SYDNEY: The Sydney Morning Herald has seen a decline in the number of unique users of its website over the past year but it remains ahead of its digital news rivals in terms of ‘stickiness’, according to the latest Nielsen Digital Rankings.

The 3.9m users of smh.com.au in January 2018 was 3% down on the same month in 2017, but they were spending an average of 69 minutes on the site, Ad News reported, meaning they are likely to be exposed to more ad impressions than visitors to other sites.

This was almost twice as long as the leader in terms of reach: news.com.au was up 2% to 5.4m but readers stayed for just 38 minutes on average.

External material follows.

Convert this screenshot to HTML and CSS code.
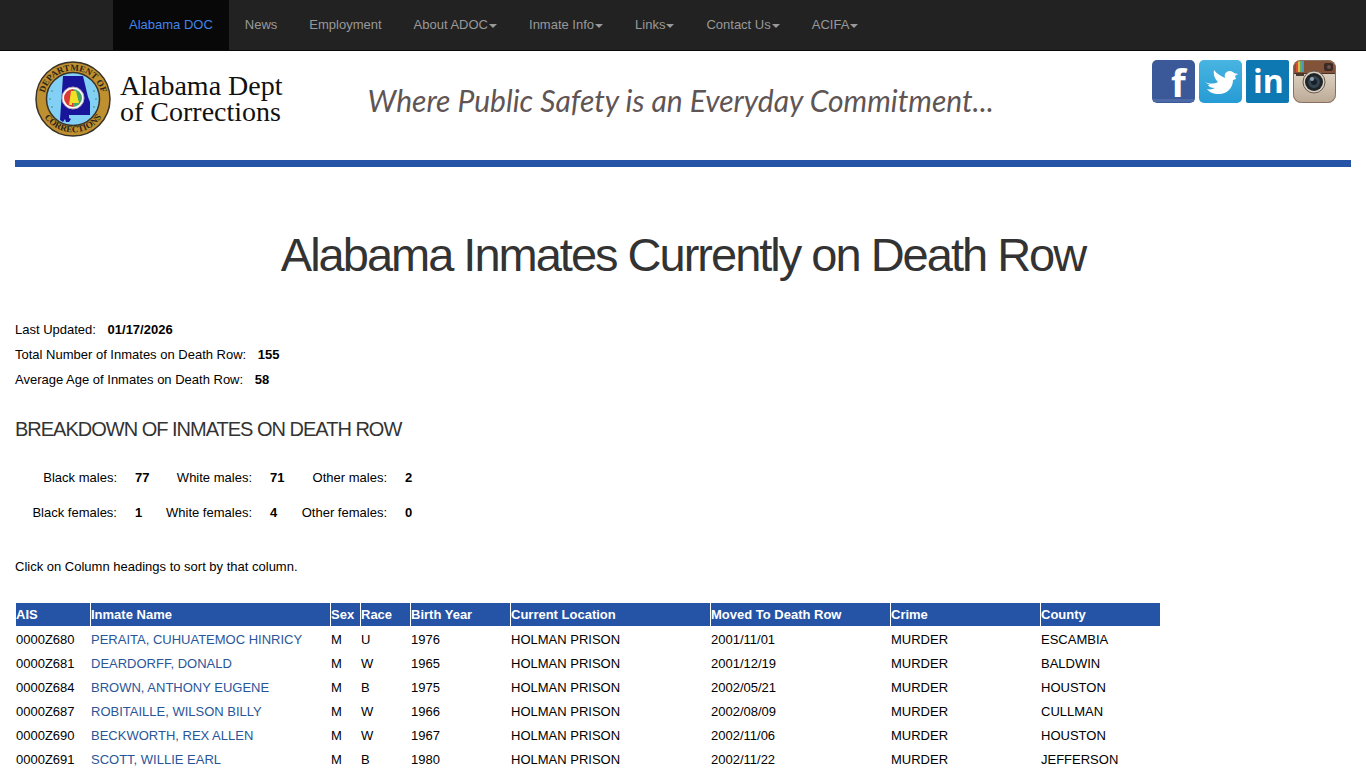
FILE: index.html
```html
<!DOCTYPE html>
<html lang="en">
<head>
  <meta charset="UTF-8" />
  <title>Alabama Inmates Currently on Death Row</title>
  <meta name="viewport" content="width=device-width, initial-scale=1.0" />
  <link rel="stylesheet" href="styles.css">
</head>
<body>
  <nav class="navbar">
    <ul class="nav">
      <li><a class="active" href="#">Alabama DOC</a></li>
      <li><a href="#">News</a></li>
      <li><a href="#">Employment</a></li>
      <li><a href="#">About ADOC<span class="caret"></span></a></li>
      <li><a href="#">Inmate Info<span class="caret"></span></a></li>
      <li><a href="#">Links<span class="caret"></span></a></li>
      <li><a href="#">Contact Us<span class="caret"></span></a></li>
      <li><a href="#">ACIFA<span class="caret"></span></a></li>
    </ul>
  </nav>

  <header class="header">
    <a class="logo" href="#">
      <svg class="seal" viewBox="0 0 76 76" aria-hidden="true">
        <defs>
          <path id="arc-top" d="M9.500 44 A29 29 0 1 1 66.500 44" />
          <path id="arc-bottom" d="M4.500 45 A34.500 34.500 0 0 0 71.500 45" />
        </defs>
        <circle cx="38" cy="38" r="37" fill="#bf9030" stroke="#3a3226" stroke-width="1.500" />
        <circle cx="38" cy="38" r="26.500" fill="#82d0f5" stroke="#3a3226" stroke-width="1.500" />
        <text class="seal-text"><textPath href="#arc-top" startOffset="50%" text-anchor="middle">DEPARTMENT OF</textPath></text>
        <text class="seal-text"><textPath href="#arc-bottom" startOffset="50%" text-anchor="middle">CORRECTIONS</textPath></text>
        <path d="M28 15 L48 15 L53 36 L55 41 L55 54 L34 54 L34 57 L36 58 L34 61 L31 61 L30 58 L28 61 L25 59 Z" fill="#18159a" />
        <circle cx="38" cy="37" r="11" fill="#fff" stroke="#b7a3b8" stroke-width="1" />
        <path d="M38 28 A9 9 0 0 0 38 46 Z" fill="#d93a35" />
        <path d="M38 28 A9 9 0 0 1 38 46 Z" fill="#4aa865" />
        <path d="M36 30 h5 l3 12 h-7 v2 h-3 z" fill="#f3df25" />
        <g fill="#55a6a2">
          <circle cx="17" cy="30" r="1" /><circle cx="15" cy="38" r="1" /><circle cx="17" cy="46" r="1" />
          <circle cx="59" cy="30" r="1" /><circle cx="61" cy="38" r="1" /><circle cx="59" cy="46" r="1" />
        </g>
      </svg>
      <span class="logo-text">Alabama Dept<br/>of Corrections</span>
    </a>

    <div class="tagline">Where Public Safety is an Everyday Commitment...</div>

    <div class="social">
      <a href="#" aria-label="Facebook">
        <svg viewBox="0 0 43 43">
          <rect width="43" height="43" rx="5" fill="#3b5998" />
          <rect y="39" x="1" width="41" height="3" rx="1" fill="#4c69a8" />
          <text x="19" y="37" class="icon-f">f</text>
        </svg>
      </a>
      <a href="#" aria-label="Twitter">
        <svg viewBox="0 0 43 43">
          <defs>
            <linearGradient id="tw" x1="0" y1="0" x2="0" y2="1">
              <stop offset="0" stop-color="#48b5e1" />
              <stop offset="1" stop-color="#269bd4" />
            </linearGradient>
          </defs>
          <rect width="43" height="43" rx="5" fill="url(#tw)" />
          <path d="M6 22 C10 24 15 24 19 22 C16 19 14 15 15 10 C18 14 22 16 26 18 C25 14 27 11 31 11 C33 11 34 12 35 13 L39 14 L36 16 L37 19 L34 20 C34 28 28 34 20 34 C14 34 10 32 8 29 C11 30 14 29 16 28 C12 28 10 27 9 25 L11 25 C9 24 7 23 6 22 Z" fill="#fff" />
        </svg>
      </a>
      <a href="#" aria-label="LinkedIn">
        <svg viewBox="0 0 43 43">
          <rect width="43" height="43" rx="2" fill="#0e78b2" />
          <text x="7" y="33" class="icon-in">in</text>
        </svg>
      </a>
      <a href="#" aria-label="Instagram">
        <svg viewBox="0 0 43 43">
          <defs>
            <clipPath id="ig"><rect width="43" height="43" rx="8" /></clipPath>
            <linearGradient id="igb" x1="0" y1="0" x2="0" y2="1">
              <stop offset="0" stop-color="#ebe2d4" />
              <stop offset="1" stop-color="#bba995" />
            </linearGradient>
          </defs>
          <g clip-path="url(#ig)">
            <rect width="43" height="43" fill="url(#igb)" />
            <rect width="43" height="14" fill="#835339" />
            <rect x="3" width="2" height="12" fill="#d84b3d" />
            <rect x="5" width="2" height="12" fill="#e3bb45" />
            <rect x="7" width="2" height="12" fill="#69ad54" />
            <rect x="9" width="2" height="12" fill="#4a94bd" />
            <rect y="13" width="43" height="1" fill="#49342a" />
            <rect x="3" y="14" width="8" height="2" fill="#4a3a32" />
          </g>
          <rect x="31" y="3" width="9" height="8" rx="2" fill="#3b2a24" />
          <circle cx="36" cy="7" r="2" fill="#6b5148" />
          <circle cx="21" cy="22" r="11" fill="#d9cfc2" stroke="#685a50" stroke-width="1" />
          <circle cx="21" cy="22" r="9" fill="#1f2427" />
          <circle cx="21" cy="22" r="6" fill="#35444f" />
          <circle cx="21" cy="22" r="3" fill="#15202b" />
          <circle cx="19" cy="19" r="2" fill="#8fa5b5" />
          <rect x=".5" y=".5" width="42" height="42" rx="8" fill="none" stroke="#8a6f5e" />
        </svg>
      </a>
    </div>
  </header>

  <main class="content">
    <h1>Alabama Inmates Currently on Death Row</h1>

    <div class="totals">
      <p>Last Updated: <strong>01/17/2026</strong></p>
      <p>Total Number of Inmates on Death Row: <strong>155</strong></p>
      <p>Average Age of Inmates on Death Row: <strong>58</strong></p>
    </div>

    <h2>BREAKDOWN OF INMATES ON DEATH ROW</h2>

    <table class="breakdown">
      <tr>
        <th>Black males:</th><td>77</td>
        <th>White males:</th><td>71</td>
        <th>Other males:</th><td>2</td>
      </tr>
      <tr>
        <th>Black females:</th><td>1</td>
        <th>White females:</th><td>4</td>
        <th>Other females:</th><td>0</td>
      </tr>
    </table>

    <p class="hint">Click on Column headings to sort by that column.</p>

    <table class="inmates">
      <colgroup>
        <col class="col-ais"><col class="col-name"><col class="col-sex"><col class="col-race"><col class="col-year">
        <col class="col-location"><col class="col-moved"><col class="col-crime"><col class="col-county">
      </colgroup>
      <thead>
        <tr>
          <th><a href="#">AIS</a></th>
          <th><a href="#">Inmate Name</a></th>
          <th><a href="#">Sex</a></th>
          <th><a href="#">Race</a></th>
          <th><a href="#">Birth Year</a></th>
          <th><a href="#">Current Location</a></th>
          <th><a href="#">Moved To Death Row</a></th>
          <th><a href="#">Crime</a></th>
          <th><a href="#">County</a></th>
        </tr>
      </thead>
      <tbody>
        <tr><td>0000Z680</td><td><a href="#">PERAITA, CUHUATEMOC HINRICY</a></td><td>M</td><td>U</td><td>1976</td><td>HOLMAN PRISON</td><td>2001/11/01</td><td>MURDER</td><td>ESCAMBIA</td></tr>
        <tr><td>0000Z681</td><td><a href="#">DEARDORFF, DONALD</a></td><td>M</td><td>W</td><td>1965</td><td>HOLMAN PRISON</td><td>2001/12/19</td><td>MURDER</td><td>BALDWIN</td></tr>
        <tr><td>0000Z684</td><td><a href="#">BROWN, ANTHONY EUGENE</a></td><td>M</td><td>B</td><td>1975</td><td>HOLMAN PRISON</td><td>2002/05/21</td><td>MURDER</td><td>HOUSTON</td></tr>
        <tr><td>0000Z687</td><td><a href="#">ROBITAILLE, WILSON BILLY</a></td><td>M</td><td>W</td><td>1966</td><td>HOLMAN PRISON</td><td>2002/08/09</td><td>MURDER</td><td>CULLMAN</td></tr>
        <tr><td>0000Z690</td><td><a href="#">BECKWORTH, REX ALLEN</a></td><td>M</td><td>W</td><td>1967</td><td>HOLMAN PRISON</td><td>2002/11/06</td><td>MURDER</td><td>HOUSTON</td></tr>
        <tr><td>0000Z691</td><td><a href="#">SCOTT, WILLIE EARL</a></td><td>M</td><td>B</td><td>1980</td><td>HOLMAN PRISON</td><td>2002/11/22</td><td>MURDER</td><td>JEFFERSON</td></tr>
      </tbody>
    </table>
  </main>
</body>
</html>
```

FILE: styles.css
```css
* {
  box-sizing: border-box;
}

body {
  margin: 0;
  font-family: "Liberation Sans", Arial, sans-serif;
  font-size: 13px;
  line-height: 20px;
  color: #000;
  background: #fff;
}

a {
  color: #2a5699;
  text-decoration: none;
}

.navbar {
  background: #222;
  border-bottom: 1px solid #080808;
}

.nav {
  display: flex;
  max-width: 1140px;
  margin: 0 auto;
  padding: 0;
  list-style: none;
}

.nav a {
  display: flex;
  align-items: center;
  padding: 15px 16px;
  color: #999;
}

.nav .active {
  background: #080808;
  color: #4285e8;
}

.caret {
  margin-left: 1px;
  margin-top: 2px;
  border-top: 4px solid #999;
  border-left: 4px solid transparent;
  border-right: 4px solid transparent;
}

.header {
  display: flex;
  align-items: flex-start;
  padding: 9px 30px 0 35px;
}

.logo {
  display: flex;
  align-items: center;
  gap: 9px;
  padding-top: 1px;
  color: #111;
}

.seal {
  width: 76px;
  height: 76px;
}

.seal-text {
  font-family: "Liberation Serif", serif;
  font-size: 9px;
  font-weight: bold;
  fill: #2c2418;
}

.logo-text {
  font-family: "Liberation Serif", "Times New Roman", serif;
  font-size: 28px;
  line-height: 26px;
  white-space: nowrap;
}

.tagline {
  margin-left: 85px;
  padding-top: 20px;
  font-family: Lato, cursive;
  font-size: 30px;
  font-style: italic;
  line-height: 40px;
  color: #5f5555;
  white-space: nowrap;
}

.social {
  display: flex;
  gap: 4px;
  margin-left: auto;
}

.social a,
.social svg {
  display: block;
  width: 43px;
  height: 43px;
  overflow: visible;
}

.icon-f,
.icon-in {
  font-family: "Open Sans", sans-serif;
  font-weight: bold;
  fill: #fff;
}

.icon-f {
  font-size: 38px;
}

.icon-in {
  font-size: 32px;
}

.content {
  margin: 23px 15px 0;
  border-top: 7px solid #2553a5;
}

h1 {
  margin: 58px 0 32px;
  font-size: 47px;
  font-weight: normal;
  line-height: 60px;
  letter-spacing: -2px;
  text-align: center;
  color: #333;
}

.totals p {
  margin: 0;
  line-height: 25px;
}

.totals strong {
  margin-left: 8px;
}

h2 {
  margin: 22px 0 16px;
  font-size: 20px;
  font-weight: normal;
  line-height: 30px;
  letter-spacing: -1px;
  color: #333;
}

.breakdown {
  border-spacing: 0;
}

.breakdown th,
.breakdown td {
  height: 35px;
  padding: 0;
}

.breakdown th {
  width: 102px;
  font-weight: normal;
  text-align: right;
}

.breakdown td {
  width: 33px;
  padding-left: 18px;
  font-weight: bold;
}

.hint {
  margin: 27px 0 25px;
}

.inmates {
  width: 1146px;
  table-layout: fixed;
  border-spacing: 1px;
}

.inmates th,
.inmates td {
  height: 23px;
  padding: 0;
  text-align: left;
}

.inmates td {
  padding-top: 2px;
}

.inmates th {
  background: #2553a5;
}

.inmates th a {
  color: #fff;
}

.col-ais { width: 74px; }
.col-name { width: 239px; }
.col-sex { width: 29px; }
.col-race { width: 49px; }
.col-year { width: 99px; }
.col-location { width: 199px; }
.col-moved { width: 179px; }
.col-crime { width: 149px; }
.col-county { width: 119px; }
```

ABC took second place in the rankings with 4.8m unique users, up 11% year on year, while Nine was in third spot, with its audience growing 4% to 4.6m.

Apart from the Sydney Morning Herald, among the top ten news websites local brands appeared to be faring better than overseas ones. Yahoo7 News websites also grew its audience 25% to 3.3m, while the Herald Sun was up 8% to 2.5m.

In contrast, the Daily Mail Australia saw a 17% year-on-year audience decline to 2.6m unique users, while The Guardian was down 5% to 2.6m and the BBC fell 4% to 2.3m; only MSN News saw an increase, rising 6% to 2.3m.

Nine.com.au was the nearest rival to smh.com.au in terms of stickiness, as users spent an average of 56 minutes on the site and it led the way in ‘addictiveness’, boasting an average 16 sessions per user, ahead of the 15 reported for news.com.au and Daily Mail Australia; then came smh.com,au and the BBC on 12 each.